Increased GST needed to support rising expenditures
Media: The Straits Times
Increased GST needed to support rising expenditures (15 Jul, Forum, Pg B8)
We thank Mr Marcus Aw Chen Feng for his views on Singapore's tax system (Drawbacks to raising GST, July 8).
The increase in the goods and services tax (GST) rate some time from 2021 to 2025 will help to support rising expenditures to care for an ageing population, to invest in early childhood education, and to keep Singapore safe from rising security threats like terrorism. The GST collected will support public spending that benefits Singaporeans, in the form of social support and security spending so that we can better care for, develop and protect our people.
To address the impact of GST, in particular on lower-income households, we will continue to fully absorb GST on subsidised education and subsidised healthcare.

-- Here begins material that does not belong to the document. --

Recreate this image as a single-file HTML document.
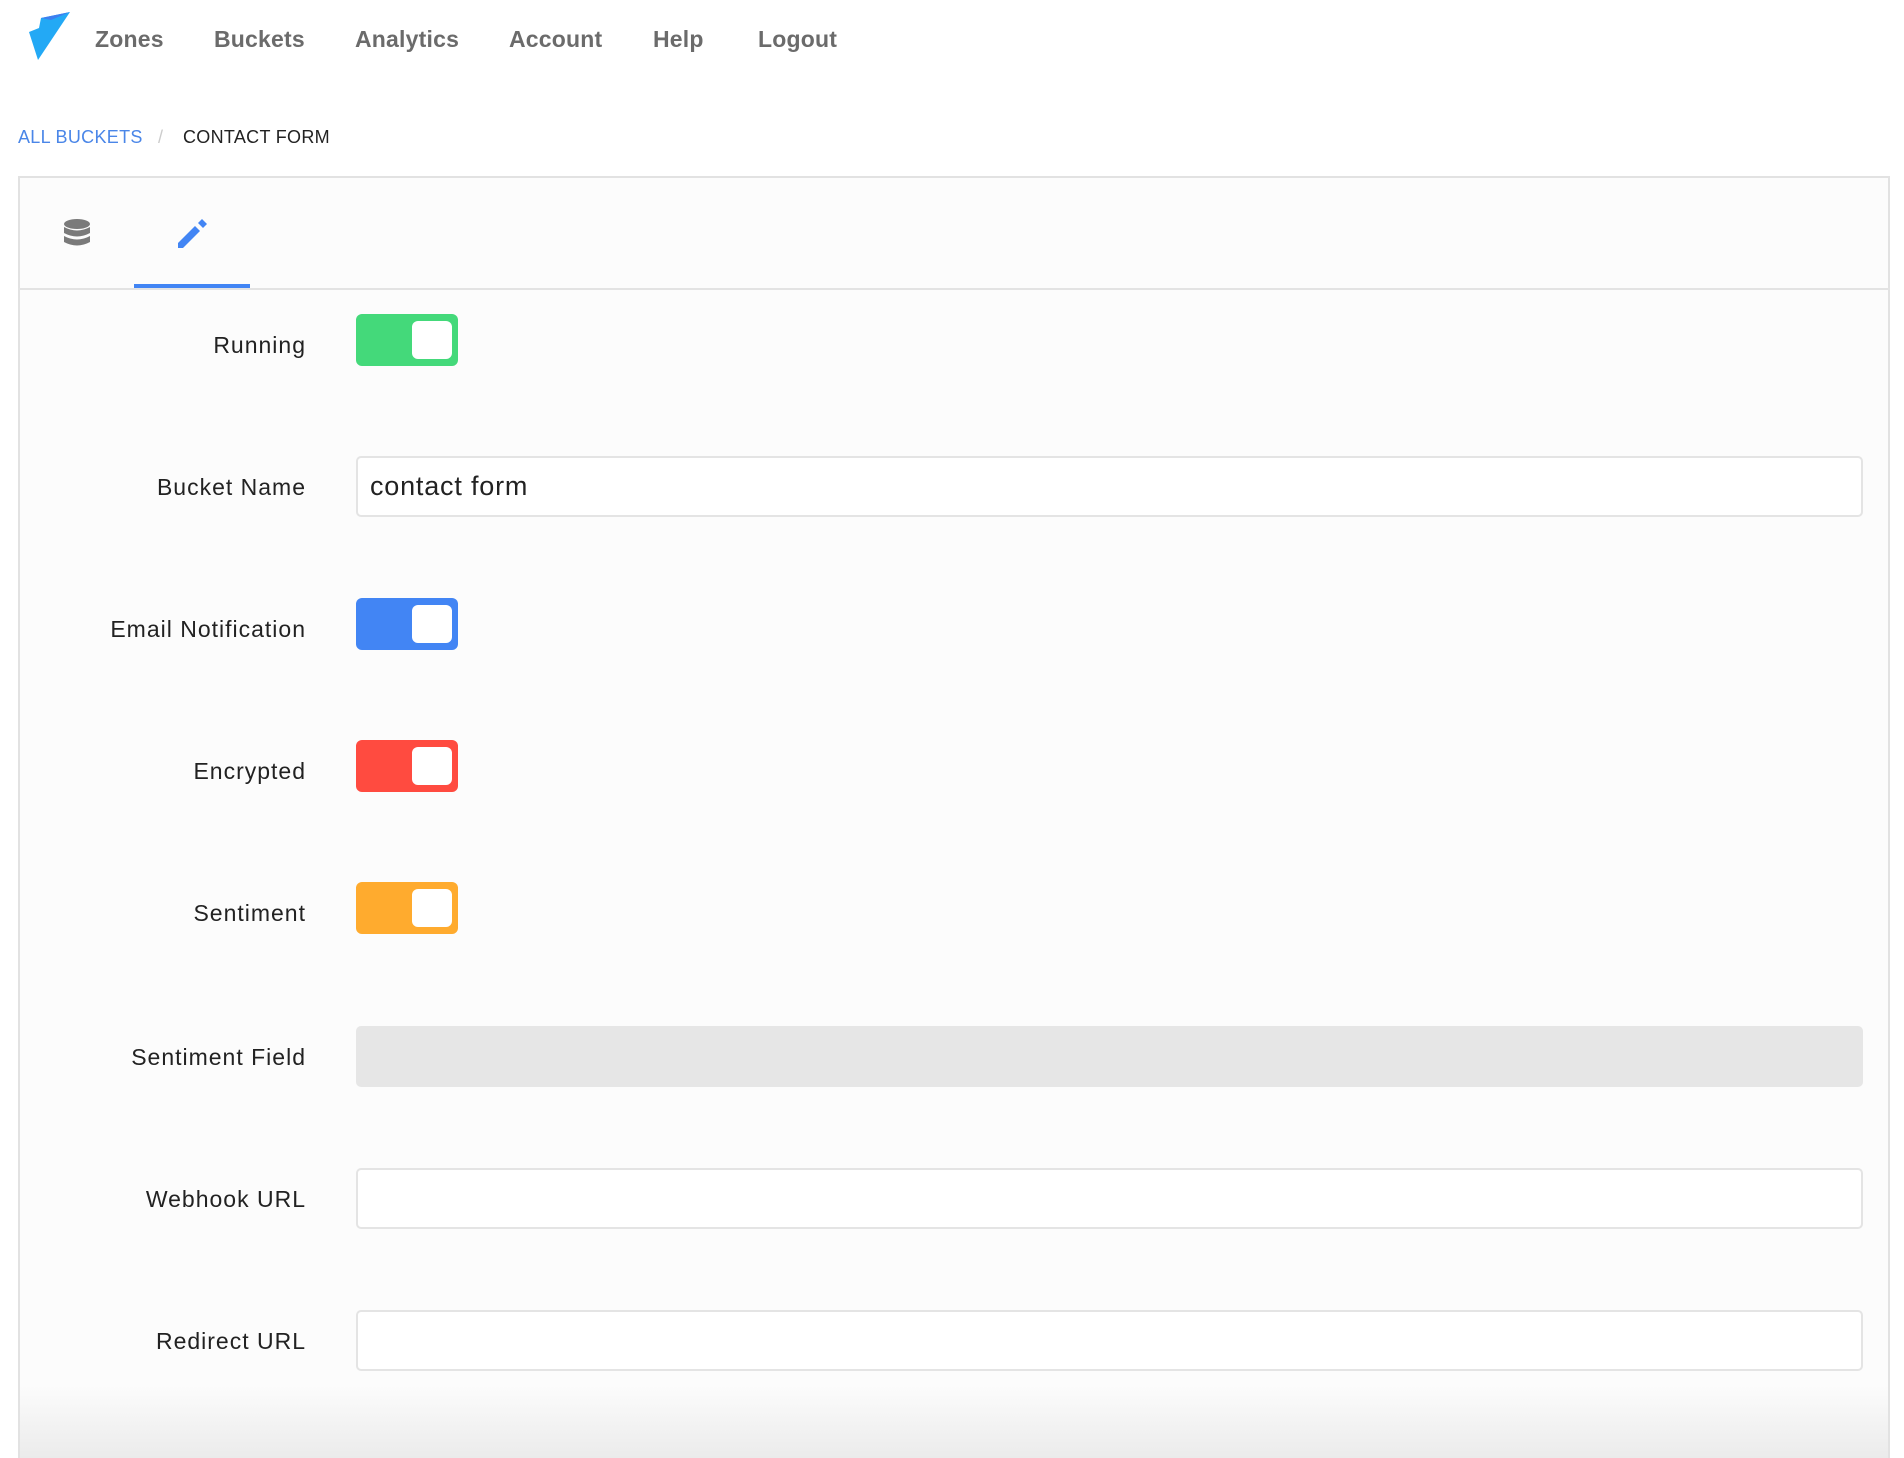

We will continue with and enhance the current GST Voucher scheme when the GST is raised, to defray costs for lower-income households and seniors.
We are focused on ensuring that Singapore's overall system of taxes and transfers, comprising subsidies and grants from the Government, remains equitable. Lower-income households receive more transfers from the Government than all the taxes they pay, while the better-off pay more taxes than the transfers they receive. Concurrently, we have been actively tapping progressive taxes, as suggested by Mr Aw.
We announced the increase in personal income tax rates for higher-income earners in 2015, and increased buyer's stamp duties for higher-value residential properties last year.
Mr Aw noted that high tax rates may adversely affect economic growth and investments. Like value-added taxes and goods and services taxes in most countries, GST is applied on domestic consumption. We allow businesses to claim GST incurred on their purchases. As such, GST does not discourage savings, work and investments. Our system of taxes and transfers strikes a balance to help Singapore maintain its competitiveness globally, and we will continue to review and refine it.